#### [Aim]
Copy every entry word for word, but skip the pictures.

#### [Stored entries]
>>>>>

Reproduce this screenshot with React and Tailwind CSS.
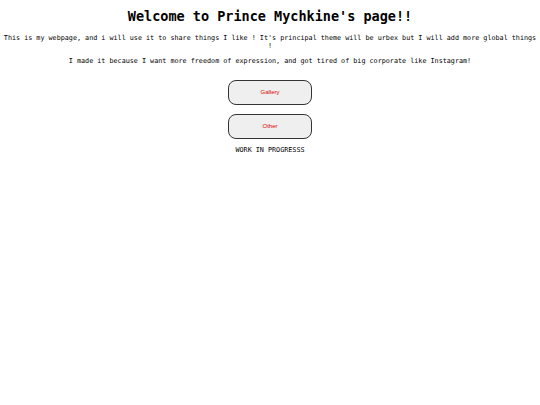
export default function App() {
  const mono = { fontFamily: '"DejaVu Sans Mono", monospace' };
  return (
    <div className="min-h-screen bg-white text-black" style={mono}>
      <div className="flex flex-col items-center text-center">
        <h1 className="mt-[8px] text-[13.5px] font-bold leading-[16px]">
          Welcome to Prince Mychkine's page!!
        </h1>
        <p className="mt-[10px] px-[1px] text-[6.75px] leading-[8px]">
          This is my webpage, and i will use it to share things I like ! It's principal theme will be urbex but I will add more global things !
        </p>
        <p className="mt-[7px] text-[6.75px] leading-[8px]">
          I made it because I want more freedom of expression, and got tired of big corporate like Instagram!
        </p>
        <div className="mt-[15px] flex flex-col items-center gap-[9px]">
          <button
            type="button"
            className="h-[25px] w-[84px] rounded-[8px] border border-[#333] bg-[#efefef] text-[6px] text-[#e00000]"
            style={{ fontFamily: '"Liberation Sans", Arial, sans-serif' }}
          >
            Gallery
          </button>
          <button
            type="button"
            className="h-[25px] w-[84px] rounded-[8px] border border-[#333] bg-[#efefef] text-[6px] text-[#e00000]"
            style={{ fontFamily: '"Liberation Sans", Arial, sans-serif' }}
          >
            Other
          </button>
        </div>
        <p className="mt-[7px] text-[6.75px] leading-[8px]">WORK IN PROGRESSS</p>
      </div>
    </div>
  );
}
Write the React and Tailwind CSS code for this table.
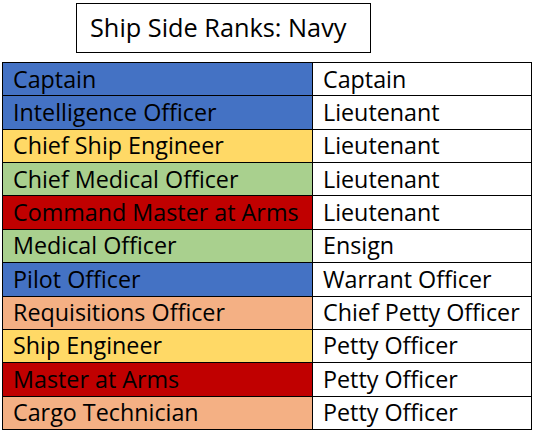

<<<<<

#### [Final result]
Reproduce this screenshot with React and Tailwind CSS.
export default function App() {
  const mono = { fontFamily: '"DejaVu Sans Mono", monospace' };
  return (
    <div className="min-h-screen bg-white text-black" style={mono}>
      <div className="flex flex-col items-center text-center">
        <h1 className="mt-[8px] text-[13.5px] font-bold leading-[16px]">
          Welcome to Prince Mychkine's page!!
        </h1>
        <p className="mt-[10px] px-[1px] text-[6.75px] leading-[8px]">
          This is my webpage, and i will use it to share things I like ! It's principal theme will be urbex but I will add more global things !
        </p>
        <p className="mt-[7px] text-[6.75px] leading-[8px]">
          I made it because I want more freedom of expression, and got tired of big corporate like Instagram!
        </p>
        <div className="mt-[15px] flex flex-col items-center gap-[9px]">
          <button
            type="button"
            className="h-[25px] w-[84px] rounded-[8px] border border-[#333] bg-[#efefef] text-[6px] text-[#e00000]"
            style={{ fontFamily: '"Liberation Sans", Arial, sans-serif' }}
          >
            Gallery
          </button>
          <button
            type="button"
            className="h-[25px] w-[84px] rounded-[8px] border border-[#333] bg-[#efefef] text-[6px] text-[#e00000]"
            style={{ fontFamily: '"Liberation Sans", Arial, sans-serif' }}
          >
            Other
          </button>
        </div>
        <p className="mt-[7px] text-[6.75px] leading-[8px]">WORK IN PROGRESSS</p>
      </div>
    </div>
  );
}
Write the React and Tailwind CSS code for this table.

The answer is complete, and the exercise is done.